A castellated nut, sometimes referred to as a castle nut, is a nut with slots or notches cut into one end.
The name comes from the nut's resemblance to the crenellated parapet of a medieval castle. Castellated nuts are sometimes incorrectly referred to as castigated nuts.

While castellated nuts are often referred to as slotted nuts, from a technical perspective, slotted nuts differ slightly from castellated nuts. Castellated nuts are formed with a round section at the top where the slots are located. Slotted nuts do not have this rounded modification. The flat sides of slotted nuts extend fully from the top to the bottom of the nut.

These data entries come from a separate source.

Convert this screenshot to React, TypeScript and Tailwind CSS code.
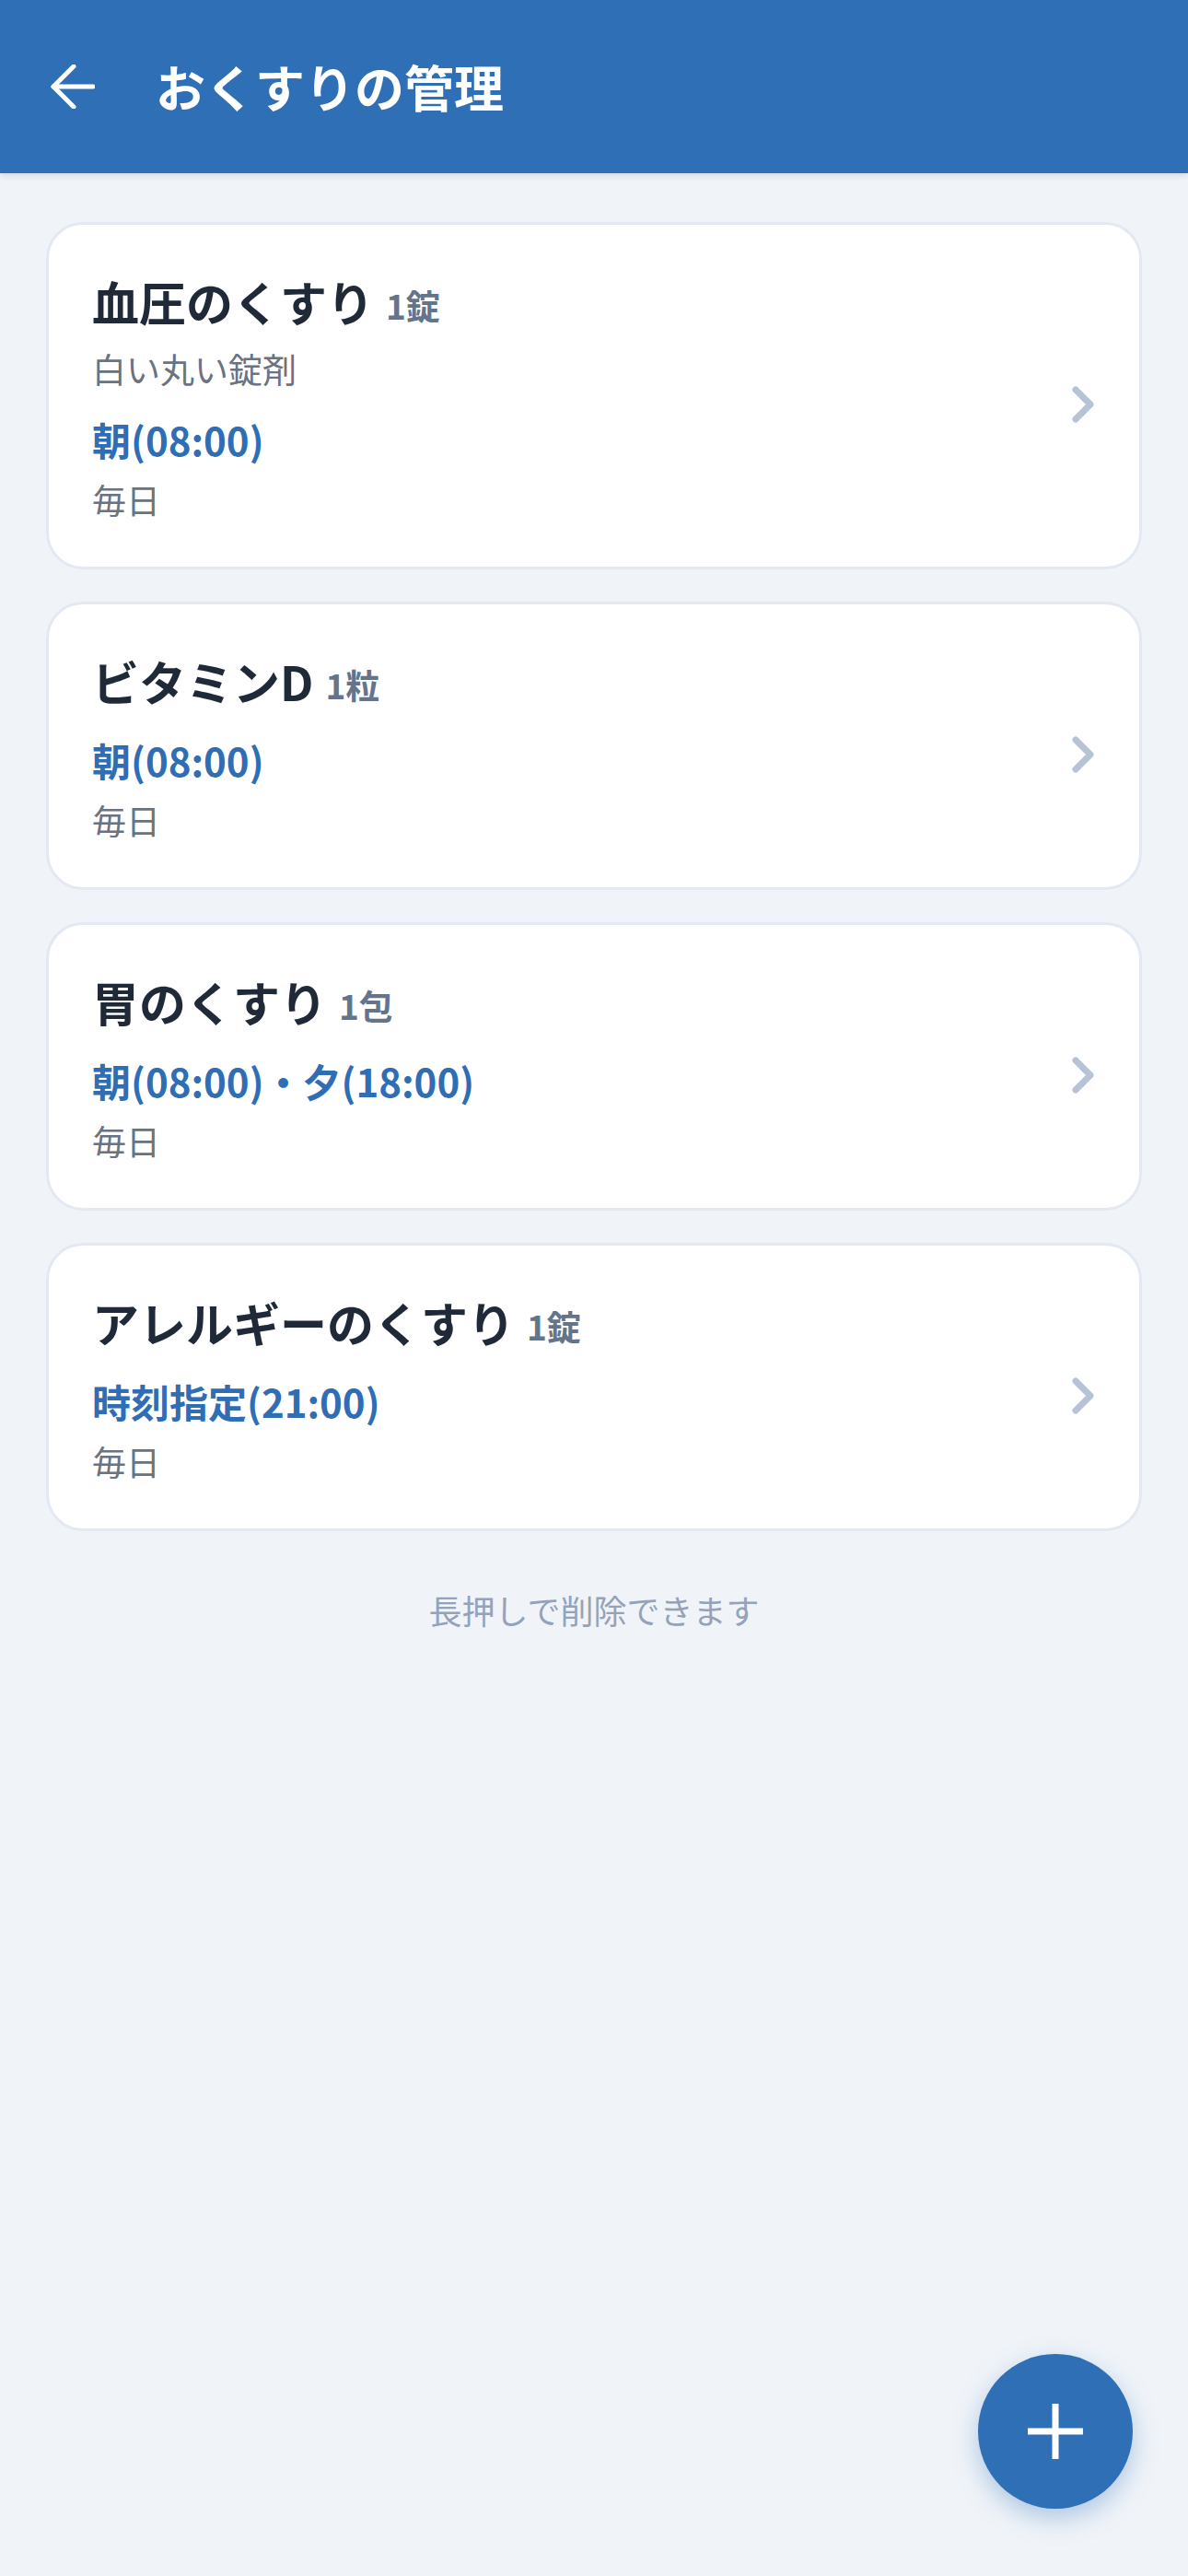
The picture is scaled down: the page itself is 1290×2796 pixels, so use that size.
type Med = {
  name: string;
  dose: string;
  note?: string;
  times: string;
  freq: string;
};

const MEDS: Med[] = [
  { name: '血圧のくすり', dose: '1錠', note: '白い丸い錠剤', times: '朝(08:00)', freq: '毎日' },
  { name: 'ビタミンD', dose: '1粒', times: '朝(08:00)', freq: '毎日' },
  { name: '胃のくすり', dose: '1包', times: '朝(08:00)・夕(18:00)', freq: '毎日' },
  { name: 'アレルギーのくすり', dose: '1錠', times: '時刻指定(21:00)', freq: '毎日' },
];

const FONT = "font-['Noto_Sans_CJK_JP','Noto_Sans',sans-serif]";

function MedCard({ med }: { med: Med }) {
  return (
    <div className="flex items-center rounded-[40px] border-[3px] border-[#e3e9f2] bg-white pl-[47px] pr-[47px] pt-[48px] pb-[46px]">
      <div className="flex flex-1 flex-col">
        <div className="flex h-[71px] items-center whitespace-nowrap">
          <span className="text-[51px] font-bold leading-[71px] text-[#1f2937]">{med.name}</span>
          <span className="ml-[13px] mt-[6px] text-[37px] font-bold leading-[60px] text-[#64748b]">{med.dose}</span>
        </div>
        {med.note && (
          <div className="mt-[10px] h-[54px] text-[37px] leading-[54px] text-[#6b7280]">{med.note}</div>
        )}
        <div className="mt-[18px] h-[63px] text-[42px] font-bold leading-[63px] text-[#2f6db5]">{med.times}</div>
        <div className="mt-[7px] h-[54px] text-[37px] leading-[54px] text-[#6b7280]">{med.freq}</div>
      </div>
      <svg className="mt-[16px]" width="28" height="40" viewBox="0 0 28 40" fill="none" stroke="#b5c3d5" strokeWidth="7" strokeLinecap="round" strokeLinejoin="round">
        <path d="M6 4l16 16L6 36" />
      </svg>
    </div>
  );
}

export default function App() {
  return (
    <div className={`relative min-h-[2796px] w-full bg-[#f0f4f9] ${FONT}`}>
      {/* Header */}
      <header className="flex h-[188px] items-center bg-[#2f6fb5] pl-[55px] shadow-[0_3px_6px_rgba(15,40,80,0.12)]">
        <svg width="48" height="48" viewBox="0 0 48 48" fill="none" stroke="white" strokeWidth="5" strokeLinecap="round" strokeLinejoin="round">
          <path d="M46 24H3" />
          <path d="M25 2 3 24l22 22" />
        </svg>
        <h1 className="ml-[66px] text-[54px] font-bold leading-none text-white">おくすりの管理</h1>
      </header>

      {/* List */}
      <main className="flex flex-col gap-[35px] px-[50px] pt-[53px]">
        {MEDS.map(m => (
          <MedCard key={m.name} med={m} />
        ))}
        <p className="mt-[23px] text-center text-[36px] leading-[54px] text-[#94a3b8]">長押しで削除できます</p>
      </main>

      {/* FAB */}
      <button className="absolute bottom-[73px] right-[60px] flex h-[168px] w-[168px] items-center justify-center rounded-full bg-[#2f6fb5] shadow-[0_10px_28px_rgba(47,111,181,0.35)]">
        <svg width="62" height="62" viewBox="0 0 62 62" stroke="white" strokeWidth="7">
          <path d="M31 1v60M1 31h60" />
        </svg>
      </button>
    </div>
  );
}
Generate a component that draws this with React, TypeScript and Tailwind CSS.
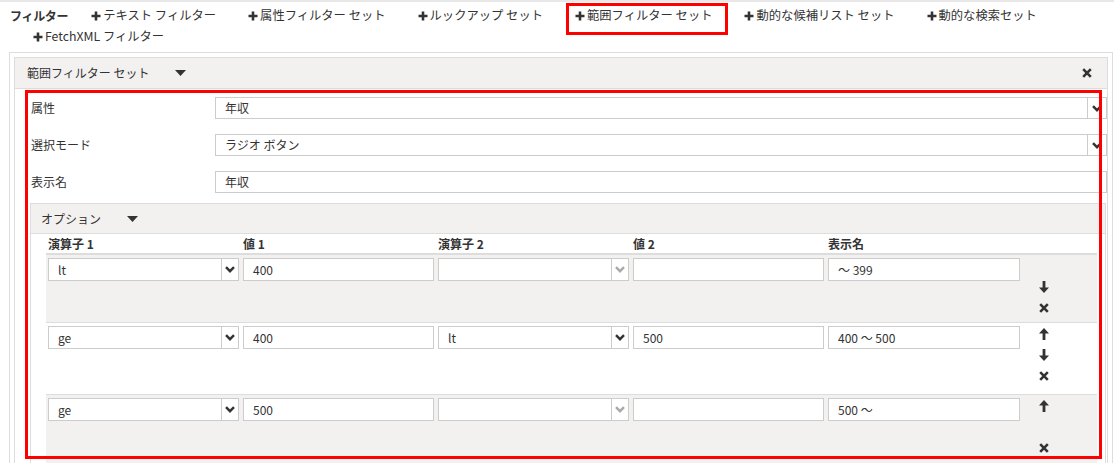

Both castellated and slotted nuts are designed to use a pin (usually a split pin) that fits through the slots and through a hole in the screw to which the nut is attached. This pin prevents the nut from turning and loosening. Compared with slotted nuts, castellated nuts allow the cotter pin to be confined closer to the margins of the nut itself, providing added security.

The bolt has one or two holes drilled through its threaded end. The nut is torqued properly and then, if the slot is not aligned with the hole in the fastener, the nut is rotated forward to the nearest slot. The nut is then secured with a split pin/cotter pin, R-clip or safety wire. It is a positive locking device.

Castellated nuts are used in low-torque applications, such as holding a wheel bearing in place.